The National Aeronautics and Space Administration has developed 3-D computer animation showing the retreat of the west Antarctic ice sheet over 20,000 years, speeded up into a few minutes of dramatic video footage.

"The purpose of the visual is to emphasize the changes that have taken place," said Robert Bindschadler, a glaciologist at the NASA Goddard Space Flight Center in Maryland.

"During the last 20,000 years, the west Antarctic ice sheet lost two-thirds of its mass and raised the sea level 10 meters. It still contains enough ice to raise the sea level by another 5 meters if it were to lose the remainder of its mass,' Bindschadler said.

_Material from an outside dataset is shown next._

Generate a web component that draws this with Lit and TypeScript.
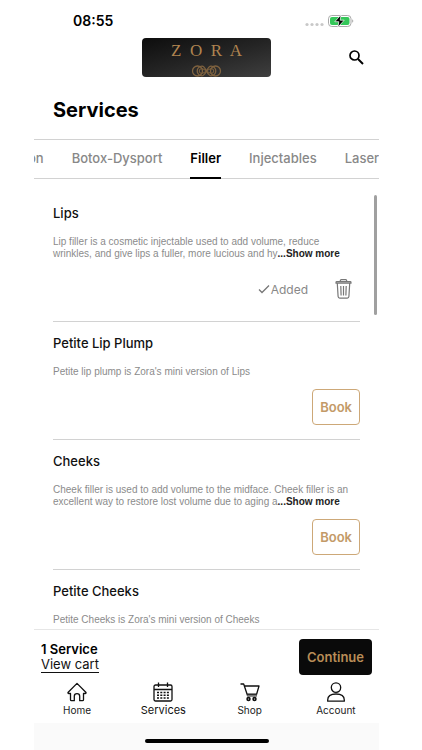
import { LitElement, html, css, svg, nothing } from "lit";
import { customElement, property } from "lit/decorators.js";
import { classMap } from "lit/directives/class-map.js";

interface Service {
  name: string;
  text: string;
  more?: boolean;
  added?: boolean;
}

const services: Service[] = [
  {
    name: "Lips",
    text: "Lip filler is a cosmetic injectable used to add volume, reduce wrinkles, and give lips a fuller, more lucious and hy",
    more: true,
    added: true,
  },
  { name: "Petite Lip Plump", text: "Petite lip plump is Zora's mini version of Lips" },
  {
    name: "Cheeks",
    text: "Cheek filler is used to add volume to the midface. Cheek filler is an excellent way to restore lost volume due to aging a",
    more: true,
  },
  { name: "Petite Cheeks", text: "Petite Cheeks is Zora's mini version of Cheeks" },
];

const icons = {
  home: svg`<path d="M1.2 10.2 10 1.4l8.800 8.800c.6.7.1 1.300-.6 1.300h-1.700v6.200c0 .6-.4 1-1 1h-2.800v-4.500c0-1.600-1-2.500-2.700-2.500s-2.700.9-2.700 2.500v4.500H4.500c-.6 0-1-.4-1-1v-6.200H1.800c-.7 0-1.200-.6-.6-1.300Z"/>`,
  services: svg`<rect x="1" y="3" width="18" height="16" rx="1.500"/><path d="M1 7.500h18M5.500.500v4.500M14.500.500v4.500"/><path d="M4 10.500h2M7.300 10.500h2M10.600 10.500h2M13.900 10.500h2M4 13.300h2M7.300 13.300h2M10.600 13.300h2M13.900 13.300h2M4 16.100h2M7.300 16.100h2M10.600 16.100h2M13.900 16.100h2" stroke-width="1.500"/>`,
  shop: svg`<path d="M.5 2h3.200l3.800 11.500h9.300M4.300 4H19l-2.400 8.200H7.200"/><path d="M7.200 13.700h9.600" stroke="#777" stroke-width="2"/><circle cx="8.500" cy="17" r="1.400" stroke-width="1.700"/><circle cx="14.500" cy="17" r="1.400" stroke-width="1.700"/>`,
  account: svg`<circle cx="10" cy="5.600" r="4.700"/><path d="M1.700 19.200v-1.200c0-4 3.500-6 8.300-6s8.300 2 8.300 6v1.200Z"/>`,
};

@customElement("service-card")
export class ServiceCard extends LitElement {
  @property({ attribute: false }) service!: Service;

  static styles = css`
    :host { display: block; border-bottom: 1px solid #d2d2d2; padding: 12px 0 14px; }
    .name { margin: 0; font-size: 13px; line-height: 18px; font-weight: 500; color: #111; }
    .text { margin: 14px 0 11px; font: 10px/12px "Liberation Sans", sans-serif; color: #8b8b8b; }
    .more { all: unset; font-weight: 700; color: #222; cursor: pointer; }
    .actions { display: flex; justify-content: flex-end; align-items: center; height: 36px; }
    .book {
      height: 36px; padding: 0 7px; border: 1px solid #cda878; border-radius: 4px;
      background: #fff; color: #c39a68; font: 600 13px/18px Inter, sans-serif; cursor: pointer;
    }
    .added { display: flex; align-items: center; gap: 1px; font-size: 12px; color: #888; }
    .remove { all: unset; display: flex; margin: 0 8px 0 27px; cursor: pointer; }
  `;

  render() {
    const s = this.service;
    return html`
      <h2 class="name">${s.name}</h2>
      <p class="text">${s.text}${s.more ? html`<button class="more">...Show more</button>` : nothing}</p>
      <div class="actions">
        ${s.added
          ? html`
              <span class="added">
                <svg width="12" height="10" viewBox="0 0 12 10" fill="none" stroke="#777" stroke-width="1.300"><path d="M1 5.500 4 8.500 11 1.500"/></svg>
                Added
              </span>
              <button class="remove" aria-label="Remove">
                <svg width="17" height="20" viewBox="0 0 17 20" fill="none" stroke="#777" stroke-width="1.200" stroke-linejoin="round">
                  <path d="M1 4.200V3.400c0-.5.300-.8.800-.8h13.400c.5 0 .8.300.8.800v.8ZM5.300 2.500V1.700c0-.6.400-1 1-1h4.400c.6 0 1 .4 1 1v.8M2.300 4.500l.8 13c.1 1 .7 1.600 1.600 1.600h7.600c.9 0 1.500-.6 1.600-1.600l.8-13M5.800 7l.3 9.500M8.500 7v9.500M11.200 7l-.3 9.500"/>
                </svg>
              </button>`
          : html`<button class="book">Book</button>`}
      </div>
    `;
  }
}

@customElement("app-root")
export class AppRoot extends LitElement {
  static styles = css`
    :host { display: block; background: #fff; font-family: Inter, "Liberation Sans", sans-serif; color: #000; }
    .screen { display: flex; flex-direction: column; height: 100vh; margin: 0 43px 0 34px; }
    .status { display: flex; justify-content: space-between; align-items: center; padding: 12px 25px 8px 39px; line-height: 18px; font-size: 14px; font-weight: 600; }
    .power { display: flex; align-items: center; gap: 4px; }
    .header { display: grid; grid-template-columns: 1fr auto 1fr; align-items: center; }
    .logo {
      grid-column: 2; box-sizing: border-box; width: 129px; height: 39px; border-radius: 4px;
      display: flex; flex-direction: column; align-items: center; gap: 5px; padding-top: 3px;
      background: linear-gradient(165deg, #0d0d0d, #242424 50%, #3f3f3f);
      color: #b08450; font: 17px/19px "Liberation Serif", serif; white-space: pre;
    }
    .search { all: unset; justify-self: end; display: flex; margin-right: 15px; cursor: pointer; }
    .title { margin: 0; padding: 20px 19px 16px; font-size: 20px; line-height: 26px; font-weight: 700; }
    .tabs { display: flex; flex: none; gap: 28px; height: 39px; overflow: hidden; border-top: 1px solid #d2d2d2; box-shadow: inset 0 -1px #d2d2d2; }
    .tab { all: unset; flex: none; box-sizing: border-box; height: 39px; border-bottom: 2px solid transparent; font-size: 13px; line-height: 37px; font-weight: 500; color: #888; cursor: pointer; }
    .tab.cut { margin-left: -6px; }
    .tab.on { color: #000; font-weight: 600; border-color: #000; }
    .list { position: relative; flex: 1; min-height: 0; overflow: hidden; padding: 13px 19px 0; }
    .thumb { position: absolute; top: 16px; right: 2px; width: 3px; height: 120px; border-radius: 2px; background: #a0a0a0; }
    .cart { display: flex; justify-content: space-between; align-items: center; border-top: 1px solid #e6e6e6; padding: 9px 7px 5px; }
    .count { font-size: 13px; line-height: 16px; font-weight: 600; }
    .view { display: block; width: fit-content; font-size: 13px; line-height: 15px; color: #111; text-decoration: none; border-bottom: 1px solid #111; }
    .go { height: 36px; padding: 0 8px; border: 0; border-radius: 4px; background: #0a0a0a; color: #b98d57; font: 600 13px/18px Inter, sans-serif; cursor: pointer; }
    .nav { display: grid; grid-template-columns: repeat(4, 1fr); padding: 1px 0 7px; }
    .link { display: flex; flex-direction: column; align-items: center; gap: 1px; color: #222; text-decoration: none; font-size: 10px; line-height: 12px; }
    .link.on { font-size: 11px; color: #111; }
    .foot { display: flex; justify-content: center; background: #fafafa; padding: 16px 0 7px; }
    .bar { width: 124px; height: 4px; border-radius: 2px; background: #000; }
  `;

  private link(label: string, icon: unknown, on = false) {
    return html`<a class=${classMap({ link: true, on })} href="#">
      <svg width="22" height="22" viewBox="-1 -1 22 22" fill="none" stroke="#111" stroke-width="1.300" stroke-linejoin="round">${icon}</svg>
      <span>${label}</span>
    </a>`;
  }

  render() {
    return html`
      <div class="screen">
        <div class="status">
          <span>08:55</span>
          <span class="power">
            <svg width="19" height="12" viewBox="0 0 19 12" fill="#c8c8c8"><circle cx="2" cy="9.500" r="1.600"/><circle cx="7" cy="9.500" r="1.600"/><circle cx="12" cy="9.500" r="1.600"/><circle cx="17" cy="9.500" r="1.600"/></svg>
            <svg width="26" height="14" viewBox="0 0 26 14">
              <rect x=".5" y="1.500" width="22.500" height="11" rx="3.300" fill="#fff" stroke="#aaa"/>
              <rect x="2" y="3" width="19.500" height="8" rx="2" fill="#34c759"/>
              <path d="M24.300 5.200c1.300.6 1.300 3 0 3.600Z" fill="#999"/>
              <path d="M13 .8 6.800 7.700h4L9.900 13.300l6.300-7.100h-4Z" fill="#000" stroke="#fff" stroke-width=".7"/>
            </svg>
          </span>
        </div>
        <header class="header">
          <div class="logo">
            <span>Z  O  R  A</span>
            <svg width="31" height="12" viewBox="0 0 31 12" fill="none" stroke="#80633f" stroke-width="1.300">
              <circle cx="6.500" cy="6" r="5"/><circle cx="24.500" cy="6" r="5"/>
              <path d="M11 1.200c4 0 5 9.600 9 9.600a4.800 4.800 0 0 0 0-9.600c-4 0-5 9.600-9 9.600a4.800 4.800 0 0 1 0-9.600Z"/>
              <path d="M10.500 3.700c2 0 3 1.200 5 2.300s3 2.300 5 2.300a2.300 2.300 0 0 0 0-4.600c-2 0-3 1.200-5 2.300s-3 2.300-5 2.300a2.300 2.300 0 0 1 0-4.600Z" stroke-width="1"/>
            </svg>
          </div>
          <button class="search" aria-label="Search">
            <svg width="15" height="15" viewBox="0 0 15 15" fill="none" stroke="#000"><circle cx="5.500" cy="5.500" r="4.500" stroke-width="1.700"/><path d="m9 9 5 5" stroke-width="2"/></svg>
          </button>
        </header>
        <h1 class="title">Services</h1>
        <div class="tabs">
          <button class="tab cut">on</button>
          <button class="tab">Botox-Dysport</button>
          <button class="tab on">Filler</button>
          <button class="tab">Injectables</button>
          <button class="tab">Laser</button>
        </div>
        <main class="list">
          ${services.map((s) => html`<service-card .service=${s}></service-card>`)}
          <div class="thumb"></div>
        </main>
        <div class="cart">
          <div>
            <div class="count">1 Service</div>
            <a class="view" href="#">View cart</a>
          </div>
          <button class="go">Continue</button>
        </div>
        <nav class="nav">
          ${this.link("Home", icons.home)} ${this.link("Services", icons.services, true)}
          ${this.link("Shop", icons.shop)} ${this.link("Account", icons.account)}
        </nav>
        <div class="foot"><div class="bar"></div></div>
      </div>
    `;
  }
}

During the last 30 years, scientists have become increasingly concerned about the effects global warming might have on the west Antarctic ice sheet. Specifically, some researchers have expressed concern that rapid melting of the sheet could contribute to a catastrophic rise in sea levels around the world.

The majority of the west Antarctic ice sheet sits atop dry land, while the east Antarctic ice sheet is grounded below sea level. Changes in the east Antarctic sheet would have little effect on sea levels since the ice displaces water, but a complete melt of west Antarctic ice would pour new water into the oceans.

antarctica landscape
Scientists say the ice sheet has lost two-thirds of its mass  

Bindschadler said there is evidence that the west Antarctic ice sheet may have melted and reformed several times during the past 11 million years.

The computer animation begins with Antarctica at the peak of the last Ice Age about 20,000 years ago, and shows the gradual shrinking of the west ice sheet.

"About 12,000 years ago, it began a dramatic retreat," Bindschadler said. "We're not sure if the retreat is still taking place -- that's one of the main questions we're trying to answer."